Of the customers surveyed, 38 were returning customers, and 35 were new customers. The variables chosen are the essential ones that make up the non-verbal communication system. In addition to being the most feasible to evaluate in clients. We believe that the line of future work will be to corroborate the influence of other variables of non-verbal communication on customer satisfaction. The non-verbal system is made up of subsystems such as kinesic, paralanguage, proxemic, chronic, and others. In the design of the questionnaire, the indicators that make up these subsystems were taken into account to be explored as part of the client’s communication preferences, as well as being feasible to evaluate in clients. The 22 variables analyzed were considered feasible to evaluate by the hotel’s clientele. The instrument was modified from other similar ones validated by Rey-Benguría [47] to establish communicative preferences in teachers. The form of measurement of these questionnaires was maintained.

The variables that were considered, coming from the survey carried out, and that were used to characterize each client are shown in Table 1.

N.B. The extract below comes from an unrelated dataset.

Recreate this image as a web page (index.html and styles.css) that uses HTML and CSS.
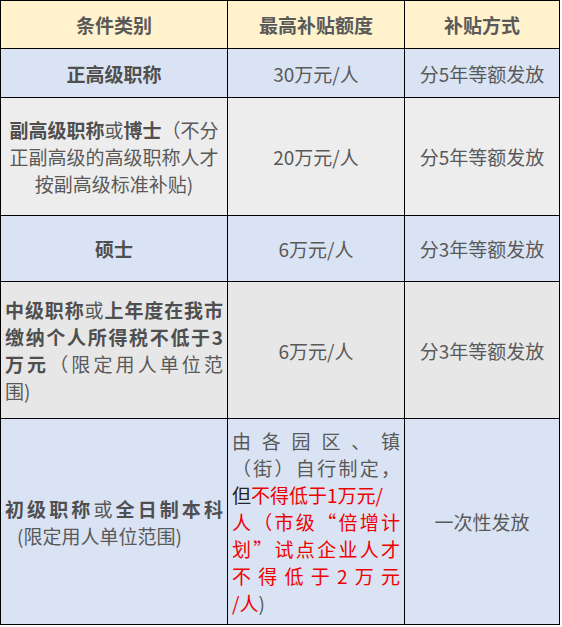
FILE: index.html
```html
<!DOCTYPE html>
<html lang="zh-CN">
<head>
<meta charset="utf-8">
<title>人才补贴</title>
<link rel="stylesheet" href="styles.css">
</head>
<body>
<table class="grid">
  <colgroup>
    <col class="c1">
    <col class="c2">
    <col class="c3">
  </colgroup>
  <tr class="r-head">
    <th>条件类别</th>
    <th>最高补贴额度</th>
    <th>补贴方式</th>
  </tr>
  <tr class="r1 blue">
    <td class="center"><b>正高级职称</b></td>
    <td class="center">30万元/人</td>
    <td class="center">分5年等额发放</td>
  </tr>
  <tr class="r2 grey1">
    <td class="center lh2"><b>副高级职称</b>或<b>博士</b>（不分<br>正副高级的高级职称人才<br>按副高级标准补贴)</td>
    <td class="center">20万元/人</td>
    <td class="center">分5年等额发放</td>
  </tr>
  <tr class="r3 blue">
    <td class="center"><b>硕士</b></td>
    <td class="center">6万元/人</td>
    <td class="center">分3年等额发放</td>
  </tr>
  <tr class="r4 grey2">
    <td class="lh4">
      <span class="jl"><b>中级职称</b>或<b>上年度在我市</b></span>
      <span class="jl"><b>缴纳个人所得税不低于3</b></span>
      <span class="jl"><b>万元</b>（限定用人单位范</span>
      <span class="ln">围)</span>
    </td>
    <td class="center">6万元/人</td>
    <td class="center">分3年等额发放</td>
  </tr>
  <tr class="r5 blue">
    <td>
      <span class="jl"><b>初级职称</b>或<b>全日制本科</b></span>
      <span class="ln sub">(限定用人单位范围)</span>
    </td>
    <td class="lh5">
      <span class="jl">由各园区、镇</span>
      <span class="jl">（街）自行制定，</span>
      <span class="ln"><span class="dark">但</span><span class="red">不得低于1万元/</span></span>
      <span class="jl red">人（市级“倍增计</span>
      <span class="jl red">划”试点企业人才</span>
      <span class="jl red">不得低于2万元</span>
      <span class="ln"><span class="red">/人</span>)</span>
    </td>
    <td class="center">一次性发放</td>
  </tr>
</table>
</body>
</html>
```

FILE: styles.css
```css
html, body {
  margin: 0;
  padding: 0;
  background: #ffffff;
}

body {
  font-family: "Noto Sans CJK SC", "Noto Sans", sans-serif;
  font-size: 19px;
  color: #595959;
}

.grid {
  border-collapse: collapse;
  table-layout: fixed;
  width: 559px;
}

.c1 { width: 227px; }
.c2 { width: 177px; }
.c3 { width: 155px; }

.grid th,
.grid td {
  border: 1px solid #000000;
  padding: 0 4px;
  vertical-align: middle;
  line-height: 27px;
  overflow: hidden;
}

.grid th {
  background: #fff2cc;
  font-weight: 700;
  text-align: center;
  color: #595959;
}

.r-head { height: 48px; }
.r1 { height: 49px; }
.r2 { height: 118px; }
.r3 { height: 66px; }
.r4 { height: 137px; }
.r5 { height: 206px; }

.blue td { background: #dae3f3; }
.grey1 td { background: #ededed; }
.grey2 td { background: #e7e7e7; }

.center { text-align: center; }

b { font-weight: 700; color: #4f4f4f; }

.lh2 { line-height: 26.7px; }
.lh4 { line-height: 28.3px; }
.lh5 { line-height: 27.5px; }

.jl {
  display: block;
  text-align: justify;
  text-align-last: justify;
}

.ln {
  display: block;
  text-align: left;
}

.sub { padding-left: 12px; }

.red { color: #f00000; }
.dark { color: #262626; }
```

The survey considered several non-verbal preferences. To do so, six non-verbal categories were surveyed: gesture, posture, emotional atmosphere, tone, quasi lexicon expressions, and proxemic. To do so, several images, audios and videos were presented to the clients, to determine their preferences. Non-verbal behavior can modify, contradict, substitute, complete, accentuate, and regulate verbal signs [48]. We are based on the importance of non-verbal communication in interpersonal relationships. Paying attention to all these types of non-verbal communication is successful in influencing customer perception and satisfaction. The goal of the hotel facility is customer satisfaction. Customers during their trip may find themselves subject to unexpected situations that require the attention of the quality department. The staff must then give specialized attention through non-verbal communication, which favors communicative interactions and the perception of the client. These variables are part of the non-verbal communication system. The quality and customer service department, which receives customer complaints and concerns, does not have the alternative of improving hotel infrastructure and services provided. The use of non-verbal communication is chosen to mediate the perception of the client and influence their satisfaction.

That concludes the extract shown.